- [What the exercise asks]:
Wherever the string "this" appears in the listing, copy that line.

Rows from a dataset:
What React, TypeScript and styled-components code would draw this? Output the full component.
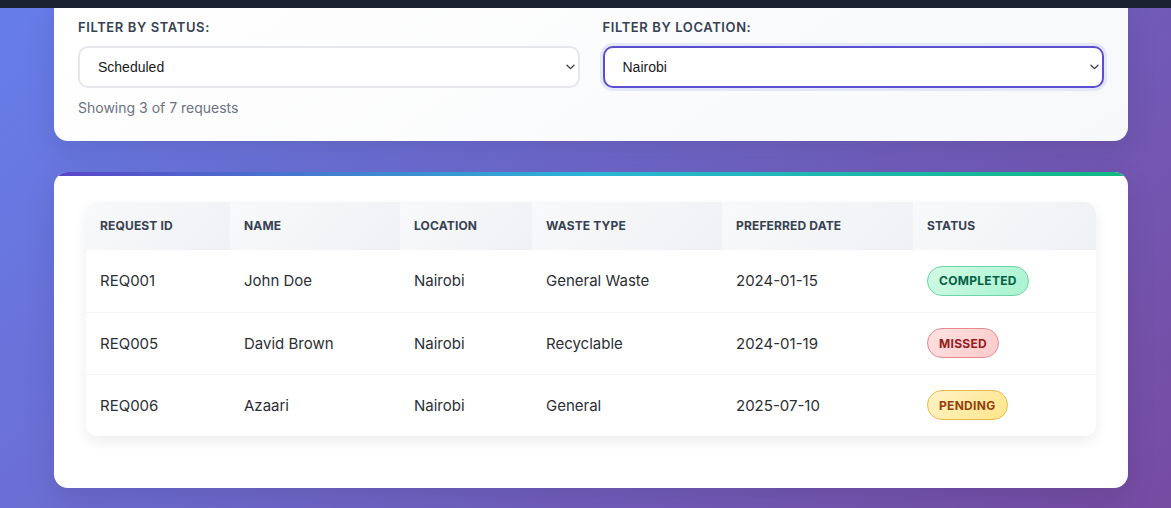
import styled, { createGlobalStyle } from "styled-components";

type Status = "completed" | "missed" | "pending";

const GlobalStyle = createGlobalStyle`
  * { box-sizing: border-box; }
  html, body {
    margin: 0;
    padding: 0;
    height: 100%;
    overflow: hidden;
  }
  body {
    font-family: Inter, "Noto Sans", "Liberation Sans", sans-serif;
    background: linear-gradient(135deg, #667eea 0%, #764ba2 100%);
    min-height: 508px;
  }
`;

const requests: {
  id: string;
  name: string;
  location: string;
  waste: string;
  date: string;
  status: Status;
}[] = [
  { id: "REQ001", name: "John Doe", location: "Nairobi", waste: "General Waste", date: "2024-01-15", status: "completed" },
  { id: "REQ005", name: "David Brown", location: "Nairobi", waste: "Recyclable", date: "2024-01-19", status: "missed" },
  { id: "REQ006", name: "Azaari", location: "Nairobi", waste: "General", date: "2025-07-10", status: "pending" },
];

const badgeColors: Record<Status, { bg: string; border: string; color: string }> = {
  completed: { bg: "linear-gradient(135deg, #d1fae5, #a7f3d0)", border: "#6fd3a8", color: "#065f46" },
  missed: { bg: "linear-gradient(135deg, #fee2e2, #fecaca)", border: "#e58a8f", color: "#991b1b" },
  pending: { bg: "linear-gradient(135deg, #fef3c7, #fde68a)", border: "#e9bb4a", color: "#92400e" },
};

const Chevron = () => (
  <svg width="9" height="6" viewBox="0 0 9 6" fill="none">
    <path d="M1 1.2 L4.5 4.6 L8 1.2" stroke="#3a3a3a" strokeWidth="1.3" strokeLinecap="round" strokeLinejoin="round" />
  </svg>
);

export default function App() {
  return (
    <>
      <GlobalStyle />
      <TopBar />
      <Page>
        <FilterCard>
          <FilterRow>
            <FilterGroup>
              <Label>Filter by Status:</Label>
              <SelectWrap>
                <Select defaultValue="Scheduled">
                  <option>All</option>
                  <option>Scheduled</option>
                  <option>Completed</option>
                </Select>
                <Arrow><Chevron /></Arrow>
              </SelectWrap>
            </FilterGroup>
            <FilterGroup>
              <Label>Filter by Location:</Label>
              <SelectWrap>
                <Select defaultValue="Nairobi" $focused>
                  <option>All</option>
                  <option>Nairobi</option>
                  <option>Mombasa</option>
                </Select>
                <Arrow><Chevron /></Arrow>
              </SelectWrap>
            </FilterGroup>
          </FilterRow>
          <Count>Showing 3 of 7 requests</Count>
        </FilterCard>

        <TableCard>
          <Accent />
          <TableBody>
            <TableWrap>
              <Table>
                <colgroup>
                  <col style={{ width: 144 }} />
                  <col style={{ width: 170 }} />
                  <col style={{ width: 132 }} />
                  <col style={{ width: 190 }} />
                  <col style={{ width: 191 }} />
                  <col style={{ width: 184 }} />
                </colgroup>
                <thead>
                  <tr>
                    <Th>Request ID</Th>
                    <Th>Name</Th>
                    <Th>Location</Th>
                    <Th>Waste Type</Th>
                    <Th>Preferred Date</Th>
                    <Th>Status</Th>
                  </tr>
                </thead>
                <tbody>
                  {requests.map((r) => (
                    <Row key={r.id}>
                      <Td>{r.id}</Td>
                      <Td>{r.name}</Td>
                      <Td>{r.location}</Td>
                      <Td>{r.waste}</Td>
                      <Td>{r.date}</Td>
                      <Td>
                        <Badge $status={r.status}>{r.status}</Badge>
                      </Td>
                    </Row>
                  ))}
                </tbody>
              </Table>
            </TableWrap>
          </TableBody>
        </TableCard>
      </Page>
    </>
  );
}

const TopBar = styled.header`
  position: fixed;
  top: 0;
  left: 0;
  right: 0;
  height: 8px;
  background: #1a2232;
  z-index: 10;
`;

const Page = styled.main`
  width: 1128px;
  padding: 0 0 20px 54px;
  display: flex;
  flex-direction: column;
  gap: 31px;
`;

const FilterCard = styled.section`
  margin-top: -6px;
  padding: 25px 24px 24px;
  border-radius: 14px;
  background: linear-gradient(145deg, #ffffff 0%, #f7f8fa 100%);
  box-shadow: 0 10px 30px rgba(0, 0, 0, 0.1);
`;

const FilterRow = styled.div`
  display: grid;
  grid-template-columns: 1fr 1fr;
  gap: 23px;
`;

const FilterGroup = styled.div`
  display: flex;
  flex-direction: column;
  gap: 11px;
`;

const Label = styled.label`
  font-size: 13px;
  line-height: 16px;
  font-weight: 600;
  letter-spacing: 0.6px;
  text-transform: uppercase;
  color: #374151;
`;

const SelectWrap = styled.div`
  position: relative;
`;

const Select = styled.select<{ $focused?: boolean }>`
  appearance: none;
  width: 100%;
  height: 42px;
  padding: 0 18px;
  font-family: "Liberation Sans", Arial, sans-serif;
  font-size: 14px;
  color: #1a1a1a;
  background: #ffffff;
  border: 2px solid ${(p) => (p.$focused ? "#5b4fd0" : "#e6e7ea")};
  border-radius: 10px;
  box-shadow: ${(p) => (p.$focused ? "0 0 0 3px rgba(102, 126, 234, 0.14)" : "none")};
  outline: none;
`;

const Arrow = styled.span`
  position: absolute;
  right: 5px;
  top: 50%;
  transform: translateY(-50%);
  display: flex;
  pointer-events: none;
`;

const Count = styled.p`
  margin: 11px 0 0;
  font-size: 14px;
  line-height: 18px;
  color: #6b7280;
`;

const TableCard = styled.section`
  display: flex;
  flex-direction: column;
  border-radius: 14px;
  overflow: hidden;
  background: #ffffff;
  box-shadow: 0 10px 30px rgba(0, 0, 0, 0.1);
`;

const Accent = styled.div`
  height: 4px;
  background: linear-gradient(90deg, #5b45c9 0%, #2bb5d6 50%, #10b981 100%);
`;

const TableBody = styled.div`
  padding: 26px 32px 52px;
`;

const TableWrap = styled.div`
  border-radius: 12px;
  overflow: hidden;
  box-shadow: 0 6px 14px rgba(0, 0, 0, 0.07);
`;

const Table = styled.table`
  width: 100%;
  table-layout: fixed;
  border-collapse: collapse;
`;

const Th = styled.th`
  height: 48px;
  padding: 0 14px;
  text-align: left;
  vertical-align: middle;
  font-size: 12px;
  line-height: 16px;
  font-weight: 700;
  letter-spacing: 0.15px;
  text-transform: uppercase;
  color: #374151;
  background: linear-gradient(135deg, #f8f9fa 0%, #eff1f4 100%);
`;

const Row = styled.tr`
  & + & td {
    border-top: 1px solid #f3f4f6;
  }
`;

const Td = styled.td`
  height: 62px;
  padding: 0 14px;
  vertical-align: middle;
  font-size: 15px;
  line-height: 21px;
  color: #2b2f36;
  background: #ffffff;
`;

const Badge = styled.span<{ $status: Status }>`
  display: inline-flex;
  align-items: center;
  height: 30px;
  padding: 0 11px;
  vertical-align: middle;
  font-size: 12px;
  font-weight: 700;
  letter-spacing: 0.3px;
  text-transform: uppercase;
  border-radius: 999px;
  background: ${(p) => badgeColors[p.$status].bg};
  border: 1px solid ${(p) => badgeColors[p.$status].border};
  color: ${(p) => badgeColors[p.$status].color};
`;
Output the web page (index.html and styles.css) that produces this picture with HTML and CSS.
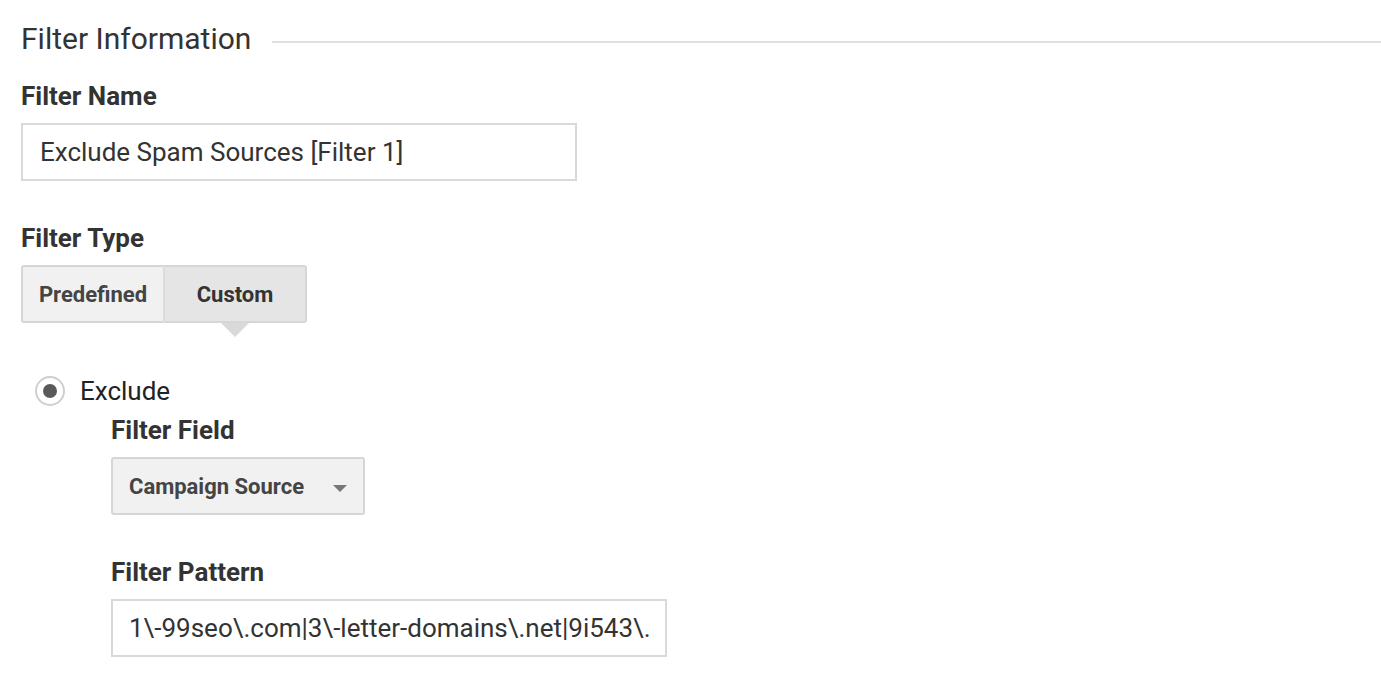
FILE: index.html
```html
<!DOCTYPE html>
<html>
<head>
<meta charset="utf-8">
<link rel="stylesheet" href="styles.css">
</head>
<body>
<div class="page">
  <div class="section-head">
    <span class="section-title">Filter Information</span>
    <span class="section-rule"></span>
  </div>

  <div class="label">Filter Name</div>
  <div class="textbox name-box">Exclude Spam Sources [Filter 1]</div>

  <div class="label type-label">Filter Type</div>
  <div class="toggle">
    <div class="toggle-btn">Predefined</div>
    <div class="toggle-btn active">Custom</div>
  </div>

  <div class="radio-row">
    <span class="radio"><span class="radio-dot"></span></span>
    <span class="radio-text">Exclude</span>
  </div>

  <div class="indent">
    <div class="label">Filter Field</div>
    <div class="select">
      <span>Campaign Source</span>
      <span class="caret"></span>
    </div>

    <div class="label pattern-label">Filter Pattern</div>
    <div class="textbox pattern-box">1\-99seo\.com|3\-letter-domains\.net|9i543\.</div>
  </div>
</div>
</body>
</html>
```
FILE: styles.css
```css
html, body {
  margin: 0;
  padding: 0;
  background: #fff;
}
body {
  font-family: Roboto, "Noto Sans", Arial, sans-serif;
  color: #333;
}
.page {
  padding: 18px 0 0 21px;
}
.section-head {
  display: flex;
  align-items: center;
  gap: 21px;
  height: 40px;
}
.section-title {
  font-size: 30px;
  font-weight: 400;
  color: #333;
  white-space: nowrap;
}
.section-rule {
  flex: 1;
  height: 2px;
  background: #e0e0e0;
  margin-top: 7px;
}
.label {
  font-size: 26px;
  font-weight: 700;
  color: #333;
  line-height: 32px;
  margin-top: 22px;
}
.textbox {
  box-sizing: border-box;
  height: 58px;
  border: 2px solid #d9d9d9;
  font-size: 26px;
  color: #333;
  line-height: 54px;
  padding-left: 17px;
  white-space: nowrap;
  overflow: hidden;
  margin-top: 11px;
}
.name-box {
  width: 556px;
}
.type-label {
  margin-top: 41px;
}
.toggle {
  display: flex;
  margin-top: 11px;
  width: 286px;
}
.toggle-btn {
  position: relative;
  box-sizing: border-box;
  height: 58px;
  width: 143px;
  border: 2px solid #d6d6d6;
  background: #f1f1f1;
  font-size: 22px;
  font-weight: 700;
  color: #444;
  display: flex;
  align-items: center;
  justify-content: center;
}
.toggle-btn:first-child {
  border-radius: 3px 0 0 3px;
  border-right: 1px solid #dcdcdc;
}
.toggle-btn.active {
  background: #e5e5e5;
  color: #333;
  border-left: 1px solid #dcdcdc;
  border-radius: 0 3px 3px 0;
}
.toggle-btn.active::after {
  content: "";
  position: absolute;
  left: 50%;
  bottom: -16px;
  margin-left: -14px;
  border-left: 14px solid transparent;
  border-right: 14px solid transparent;
  border-top: 14px solid #d9d9d9;
}
.radio-row {
  display: flex;
  align-items: center;
  margin-top: 52px;
  margin-left: 14px;
  height: 32px;
}
.radio {
  box-sizing: border-box;
  width: 30px;
  height: 30px;
  border: 2px solid #cfcfcf;
  border-radius: 50%;
  display: flex;
  align-items: center;
  justify-content: center;
}
.radio-dot {
  width: 14px;
  height: 14px;
  border-radius: 50%;
  background: #5a5a5a;
}
.radio-text {
  font-size: 26px;
  color: #222;
  margin-left: 15px;
}
.indent {
  margin-left: 90px;
}
.indent > .label:first-child {
  margin-top: 7px;
}
.select {
  box-sizing: border-box;
  width: 254px;
  height: 58px;
  margin-top: 11px;
  border: 2px solid #d6d6d6;
  border-radius: 3px;
  background: #f1f1f1;
  display: flex;
  align-items: center;
  justify-content: space-between;
  padding: 0 16px 0 16px;
  font-size: 22px;
  font-weight: 700;
  color: #444;
}
.caret {
  width: 0;
  height: 0;
  border-left: 7px solid transparent;
  border-right: 7px solid transparent;
  border-top: 7px solid #777;
  margin-top: 4px;
}
.pattern-label {
  margin-top: 41px;
}
.pattern-box {
  width: 556px;
  padding-left: 16px;
}
```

- [Full solution]:
What React, TypeScript and styled-components code would draw this? Output the full component.
Output the web page (index.html and styles.css) that produces this picture with HTML and CSS.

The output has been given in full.